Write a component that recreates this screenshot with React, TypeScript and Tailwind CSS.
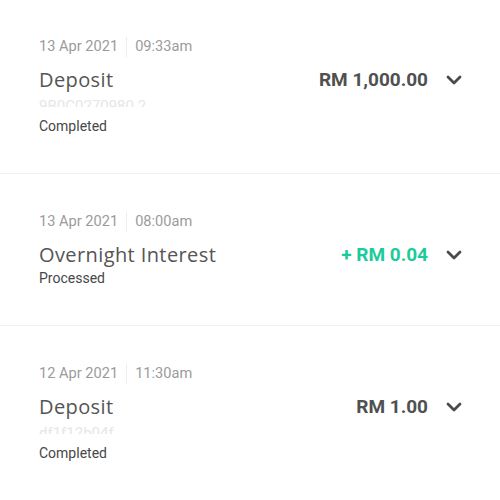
import React from "react";

type Tx = {
  date: string;
  time: string;
  title: string;
  amount: string;
  positive?: boolean;
  ref?: string;
  status: string;
};

const txs: Tx[] = [
  { date: "13 Apr 2021", time: "09:33am", title: "Deposit", amount: "RM 1,000.00", ref: "9B0C0270980 2", status: "Completed" },
  { date: "13 Apr 2021", time: "08:00am", title: "Overnight Interest", amount: "+ RM 0.04", positive: true, status: "Processed" },
  { date: "12 Apr 2021", time: "11:30am", title: "Deposit", amount: "RM 1.00", ref: "df1f12b04f", status: "Completed" },
];

function Chevron() {
  return (
    <svg width="16" height="10" viewBox="0 0 16 10" fill="none">
      <path d="M2 2l6 6 6-6" stroke="#4a4a4a" strokeWidth="2.8" strokeLinecap="round" strokeLinejoin="round" />
    </svg>
  );
}

function Row({ tx, first }: { tx: Tx; first: boolean }) {
  return (
    <div className={`px-[39px] ${first ? "pt-[37px]" : "pt-[38px]"} pb-[37px] border-b border-[#f1f1f1]`}>
      <div className="flex items-center h-[20px] text-[14.6px] text-[#9b9b9b]" style={{ fontFamily: "Roboto, sans-serif" }}>
        <span>{tx.date}</span>
        <span className="mx-[8px] w-px h-[20px] bg-[#ededed]" />
        <span>{tx.time}</span>
      </div>
      <div className="flex items-center justify-between mt-[10px] h-[26px]">
        <span className="text-[20px] text-[#555555] tracking-[0.4px]" style={{ fontFamily: "'Open Sans', sans-serif" }}>
          {tx.title}
        </span>
        <div className="flex items-center">
          <span
            className={`text-[19px] font-bold ${tx.positive ? "text-[#1ccb9a]" : "text-[#505050]"}`}
            style={{ fontFamily: "Roboto, sans-serif" }}
          >
            {tx.amount}
          </span>
          <span className="ml-[18px] mr-[-1px] flex items-center">
            <Chevron />
          </span>
        </div>
      </div>
      {tx.ref && (
        <div className="h-[23px] overflow-hidden">
          <div className="h-[10px] mt-[4px] overflow-hidden">
            <span className="text-[15px] leading-[18px] text-[#e6e6e6] block" style={{ fontFamily: "Roboto, sans-serif" }}>
              {tx.ref}
            </span>
          </div>
        </div>
      )}
      <div className="h-[20px] flex items-center text-[14px] text-[#474747]" style={{ fontFamily: "Roboto, sans-serif" }}>
        {tx.status}
      </div>
    </div>
  );
}

export default function App() {
  return (
    <div className="w-[500px] h-[500px] overflow-hidden bg-white">
      {txs.map((tx, i) => (
        <Row key={i} tx={tx} first={i === 0} />
      ))}
    </div>
  );
}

········

# Goal
Find the word "React" in the data and show each line that holds it.

# Exercise solution
Write a component that recreates this screenshot with React, TypeScript and Tailwind CSS.
import React from "react";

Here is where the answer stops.